One of my favourite spots in Australia to sit, relax and feel the spirit of the country is on top of Ubirr Rock looking out over the Nadab floodplains and taking in the 360 degree view. The feeling is exactly what Natasha Nadji, granddaughter of Bill Neidjie, is talking about. The landscape and view is breathtaking and the cultural heritage and history is humbling and incredible. I truly feel the spirit of the Gagudju country as I look out over this landscape. I feel a strange connection to Ubirr, 4 visits can attest to that. I actually feel home.

Click to see large size on my gallery! Copyright Flemming Bo Jensen Photography

Ubirr Rock Panorama
© Flemming Bo Jensen Photography

Kakadu National Park in Northern Territory, the Top End of Australia, is listed not once but twice as a UNESCO’s World Heritage site. Kakadu – or Gagudju as Kakadu is a European spelling error of Gagudju – is listed not only for natural but also for cultural values. I have written at lengths about Hawk Dreaming, a closed off non public site. In this post I will focus on two of the main public sites – Ubirr and Nourlangie (another spelling error, should be Nawurlandja).

Gagudju Country

Bill Neidjie - copyright Mark Lang - www.marklangscapes.com

The Gagudju country will tell you the story of at least 25,000 years of occupation meaning at least 250 generations of Australians have lived and died here. 250 generations is a number so great it is hard to conceive and is why I balk when people say Australia is a young nation with no history. Oldest land in the world; oldest still living culture. Gagudju people had already been trading with the Macassans sailing over from Indonesia, but European contact in the late 1800’s proved catastrophic to 25,000 years of culture.
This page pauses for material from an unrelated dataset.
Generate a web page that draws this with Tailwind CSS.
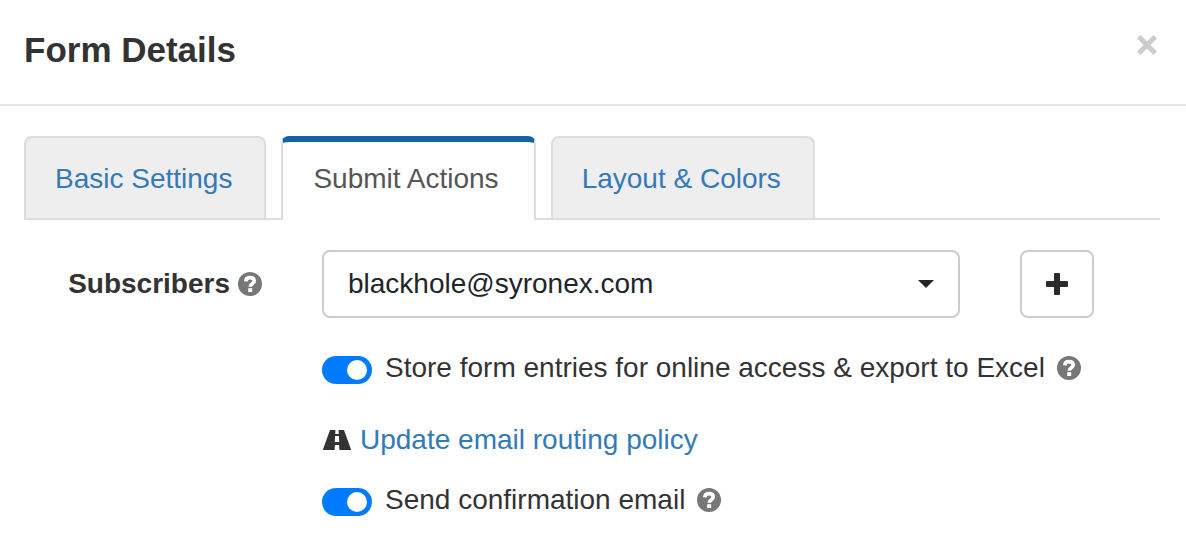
<!DOCTYPE html>
<html lang="en">
<head>
<meta charset="utf-8">
<meta name="viewport" content="width=device-width, initial-scale=1">
<title>Form Details</title>
<script src="https://cdn.jsdelivr.net/npm/@tailwindcss/browser@4"></script>
</head>
<body class="bg-white font-['Liberation_Sans',Arial,sans-serif] text-[28px] leading-10 text-[#333]">
<svg class="hidden" aria-hidden="true">
  <symbol id="help" viewBox="0 0 24 24">
    <circle cx="12" cy="12" r="12" fill="#777"/>
    <path d="M7.8 9.3C8 6.7 9.6 5.6 12 5.6C14.6 5.6 16.2 6.8 16.2 9C16.2 11.6 12.2 11.8 12.2 14.8" fill="none" stroke="#fff" stroke-width="3.7"/>
    <path d="M10.2 16.2h4v3.8h-4z" fill="#fff"/>
  </symbol>
</svg>
<header class="flex items-start justify-between border-b-2 border-[#e5e5e5] px-6 pt-[30px] pb-[34px]">
  <h1 class="text-[35px] leading-10 font-bold">Form Details</h1>
  <button type="button" aria-label="Close" class="mt-0.5 mr-0.5 p-0.5 text-[#ccc]">
    <svg class="size-[22px]" viewBox="0 0 22 22" fill="none" stroke="currentColor" stroke-width="5"><path d="M2.8 2.8l16.4 16.4M19.2 2.8L2.8 19.2"/></svg>
  </button>
</header>
<main class="px-6 pt-[30px]">
  <nav class="mr-0.5 flex items-end gap-[15px] border-b-2 border-[#ddd] leading-10" aria-label="Form settings">
    <a href="#basic" class="rounded-t-lg border-2 border-b-0 border-[#ddd] bg-[#eee] pt-[21px] pr-8 pb-[19px] pl-[29px] whitespace-nowrap text-[#337ab7]">Basic Settings</a>
    <a href="#submit" aria-current="page" class="-mb-0.5 rounded-t-lg border-x-2 border-t-[6px] border-x-[#ddd] border-t-[#1660a7] bg-white pt-[17px] pr-[35px] pb-[21px] pl-[30px] whitespace-nowrap text-[#555]">Submit Actions</a>
    <a href="#layout" class="rounded-t-lg border-2 border-b-0 border-[#ddd] bg-[#eee] pt-[21px] pr-8 pb-[19px] pl-[29px] whitespace-nowrap text-[#337ab7]">Layout &amp; Colors</a>
  </nav>
  <form class="grid grid-cols-[238px_1fr] gap-x-[60px] pt-[30px]">
    <div class="flex h-[68px] items-center justify-end gap-2">
      <label for="subscribers" class="font-bold">Subscribers</label>
      <svg class="size-6 shrink-0" role="img" aria-label="Help"><use href="#help"/></svg>
    </div>
    <div class="flex gap-[60px] pr-[68px]">
      <div class="relative flex-1">
        <select id="subscribers" class="h-[68px] w-full appearance-none rounded-lg border-2 border-[#ccc] bg-white px-6 text-[#212529]">
          <option>blackhole@syronex.com</option>
        </select>
        <svg class="pointer-events-none absolute top-[30px] right-[26px] h-2 w-4" viewBox="0 0 16 8" fill="#212529"><path d="M0 0h16L8 8z"/></svg>
      </div>
      <button type="button" aria-label="Add subscriber" class="flex h-[68px] w-[74px] items-center justify-center rounded-lg border-2 border-[#ccc] bg-white text-[#292b2c]">
        <svg class="size-[22px]" viewBox="0 0 22 22" fill="currentColor"><path d="M9 0h4a1 1 0 0 1 1 1v7h7a1 1 0 0 1 1 1v4a1 1 0 0 1-1 1h-7v7a1 1 0 0 1-1 1H9a1 1 0 0 1-1-1v-7H1a1 1 0 0 1-1-1V9a1 1 0 0 1 1-1h7V1a1 1 0 0 1 1-1z"/></svg>
      </button>
    </div>
    <div class="col-start-2 pt-[30px]">
      <div class="flex items-center">
        <input id="store" type="checkbox" checked class="mt-1 mr-[13px] flex h-7 w-[50px] shrink-0 appearance-none items-center rounded-full bg-gray-300 px-[5px] before:size-5 before:rounded-full before:bg-white checked:justify-end checked:bg-[#007bff]">
        <label for="store">Store form entries for online access &amp; export to Excel</label>
        <svg class="ml-3 size-6 shrink-0" role="img" aria-label="Help"><use href="#help"/></svg>
      </div>
      <div class="mt-8 flex items-center gap-2">
        <svg class="h-5 w-[30px] shrink-0" viewBox="0 0 30 20" fill="#333"><path fill-rule="evenodd" d="M8 0H13.4L13.2 4H16.8L16.6 0H22L29.2 20H17.4L17.1 15H12.9L12.6 20H.8zM13.1 6L12.8 12H17.2L16.9 6z"/></svg>
        <a href="#routing" class="text-[#337ab7]">Update email routing policy</a>
      </div>
      <div class="mt-5 flex items-center">
        <input id="confirm" type="checkbox" checked class="mt-1 mr-[13px] flex h-7 w-[50px] shrink-0 appearance-none items-center rounded-full bg-gray-300 px-[5px] before:size-5 before:rounded-full before:bg-white checked:justify-end checked:bg-[#007bff]">
        <label for="confirm">Send confirmation email</label>
        <svg class="ml-3 size-6 shrink-0" role="img" aria-label="Help"><use href="#help"/></svg>
      </div>
    </div>
  </form>
</main>
</body>
</html>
From several thousands living here the number was already down to probably less than 100 in the 1920’s. Today, none of the old Gagudju people remain. Bill Neidjie, see photo kindly provided by Mark Lang, lived for about a year at Ubirr when he was very young and he was the last of the original Gagudju. Fortunately Kakadu National Park starting in 1979 was handed back to aboriginal management and ownership so a new generation of Gagudju can grow up and learn Gagudju law on their land.

As you sit on top of Ubirr reflect on this and the fact that this is no museum. The landscape isn’t constructed. Ubirr has several major rock art shelters with some very impressive and important drawings and they weren’t brought here for an exhibit. This is real; this is a home. People lived here for 25,000 years and it’s still almost untouched by civilisation.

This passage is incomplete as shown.